> What needs to be done
Write the data below out exactly as it stands. Do not include the pictures.

> Data extract

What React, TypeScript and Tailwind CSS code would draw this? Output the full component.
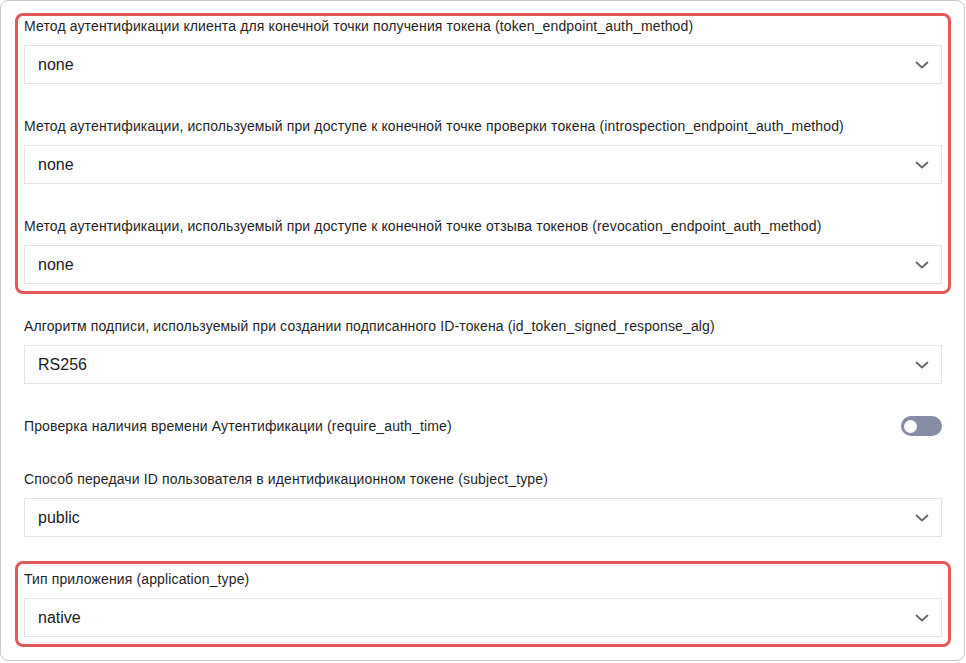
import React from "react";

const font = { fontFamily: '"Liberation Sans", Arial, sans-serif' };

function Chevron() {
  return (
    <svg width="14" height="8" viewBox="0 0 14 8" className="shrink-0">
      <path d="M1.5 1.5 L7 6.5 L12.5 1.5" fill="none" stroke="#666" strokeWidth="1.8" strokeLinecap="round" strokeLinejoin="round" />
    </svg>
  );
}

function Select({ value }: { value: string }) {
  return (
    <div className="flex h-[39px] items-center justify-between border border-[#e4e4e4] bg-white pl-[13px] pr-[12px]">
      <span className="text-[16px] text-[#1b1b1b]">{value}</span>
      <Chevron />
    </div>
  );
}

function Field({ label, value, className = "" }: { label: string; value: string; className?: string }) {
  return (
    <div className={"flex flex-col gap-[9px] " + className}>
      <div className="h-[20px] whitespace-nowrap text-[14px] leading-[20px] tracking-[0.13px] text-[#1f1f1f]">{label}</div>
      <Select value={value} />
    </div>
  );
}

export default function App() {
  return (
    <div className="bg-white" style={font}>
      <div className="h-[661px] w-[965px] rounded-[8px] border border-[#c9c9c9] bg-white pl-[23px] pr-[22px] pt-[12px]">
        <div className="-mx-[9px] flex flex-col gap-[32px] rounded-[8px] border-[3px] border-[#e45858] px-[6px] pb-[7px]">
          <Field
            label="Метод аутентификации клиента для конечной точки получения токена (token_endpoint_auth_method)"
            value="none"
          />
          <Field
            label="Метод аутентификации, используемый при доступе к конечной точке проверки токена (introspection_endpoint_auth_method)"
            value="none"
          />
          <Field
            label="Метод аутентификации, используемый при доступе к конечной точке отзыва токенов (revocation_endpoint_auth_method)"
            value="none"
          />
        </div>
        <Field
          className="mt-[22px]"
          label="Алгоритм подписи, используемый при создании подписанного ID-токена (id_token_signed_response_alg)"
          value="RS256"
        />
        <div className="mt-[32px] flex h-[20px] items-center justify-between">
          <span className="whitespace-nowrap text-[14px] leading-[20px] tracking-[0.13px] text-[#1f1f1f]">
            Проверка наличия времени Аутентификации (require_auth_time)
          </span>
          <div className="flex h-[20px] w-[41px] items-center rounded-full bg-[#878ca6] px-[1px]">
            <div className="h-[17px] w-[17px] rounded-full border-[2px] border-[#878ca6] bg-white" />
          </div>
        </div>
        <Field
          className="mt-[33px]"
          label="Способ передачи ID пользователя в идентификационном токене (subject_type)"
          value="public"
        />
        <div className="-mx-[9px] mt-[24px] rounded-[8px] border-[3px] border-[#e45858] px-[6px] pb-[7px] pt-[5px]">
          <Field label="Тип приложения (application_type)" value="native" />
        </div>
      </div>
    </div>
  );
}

> The reply
What React, TypeScript and Tailwind CSS code would draw this? Output the full component.
import React from "react";

const font = { fontFamily: '"Liberation Sans", Arial, sans-serif' };

function Chevron() {
  return (
    <svg width="14" height="8" viewBox="0 0 14 8" className="shrink-0">
      <path d="M1.5 1.5 L7 6.5 L12.5 1.5" fill="none" stroke="#666" strokeWidth="1.8" strokeLinecap="round" strokeLinejoin="round" />
    </svg>
  );
}

function Select({ value }: { value: string }) {
  return (
    <div className="flex h-[39px] items-center justify-between border border-[#e4e4e4] bg-white pl-[13px] pr-[12px]">
      <span className="text-[16px] text-[#1b1b1b]">{value}</span>
      <Chevron />
    </div>
  );
}

function Field({ label, value, className = "" }: { label: string; value: string; className?: string }) {
  return (
    <div className={"flex flex-col gap-[9px] " + className}>
      <div className="h-[20px] whitespace-nowrap text-[14px] leading-[20px] tracking-[0.13px] text-[#1f1f1f]">{label}</div>
      <Select value={value} />
    </div>
  );
}

export default function App() {
  return (
    <div className="bg-white" style={font}>
      <div className="h-[661px] w-[965px] rounded-[8px] border border-[#c9c9c9] bg-white pl-[23px] pr-[22px] pt-[12px]">
        <div className="-mx-[9px] flex flex-col gap-[32px] rounded-[8px] border-[3px] border-[#e45858] px-[6px] pb-[7px]">
          <Field
            label="Метод аутентификации клиента для конечной точки получения токена (token_endpoint_auth_method)"
            value="none"
          />
          <Field
            label="Метод аутентификации, используемый при доступе к конечной точке проверки токена (introspection_endpoint_auth_method)"
            value="none"
          />
          <Field
            label="Метод аутентификации, используемый при доступе к конечной точке отзыва токенов (revocation_endpoint_auth_method)"
            value="none"
          />
        </div>
        <Field
          className="mt-[22px]"
          label="Алгоритм подписи, используемый при создании подписанного ID-токена (id_token_signed_response_alg)"
          value="RS256"
        />
        <div className="mt-[32px] flex h-[20px] items-center justify-between">
          <span className="whitespace-nowrap text-[14px] leading-[20px] tracking-[0.13px] text-[#1f1f1f]">
            Проверка наличия времени Аутентификации (require_auth_time)
          </span>
          <div className="flex h-[20px] w-[41px] items-center rounded-full bg-[#878ca6] px-[1px]">
            <div className="h-[17px] w-[17px] rounded-full border-[2px] border-[#878ca6] bg-white" />
          </div>
        </div>
        <Field
          className="mt-[33px]"
          label="Способ передачи ID пользователя в идентификационном токене (subject_type)"
          value="public"
        />
        <div className="-mx-[9px] mt-[24px] rounded-[8px] border-[3px] border-[#e45858] px-[6px] pb-[7px] pt-[5px]">
          <Field label="Тип приложения (application_type)" value="native" />
        </div>
      </div>
    </div>
  );
}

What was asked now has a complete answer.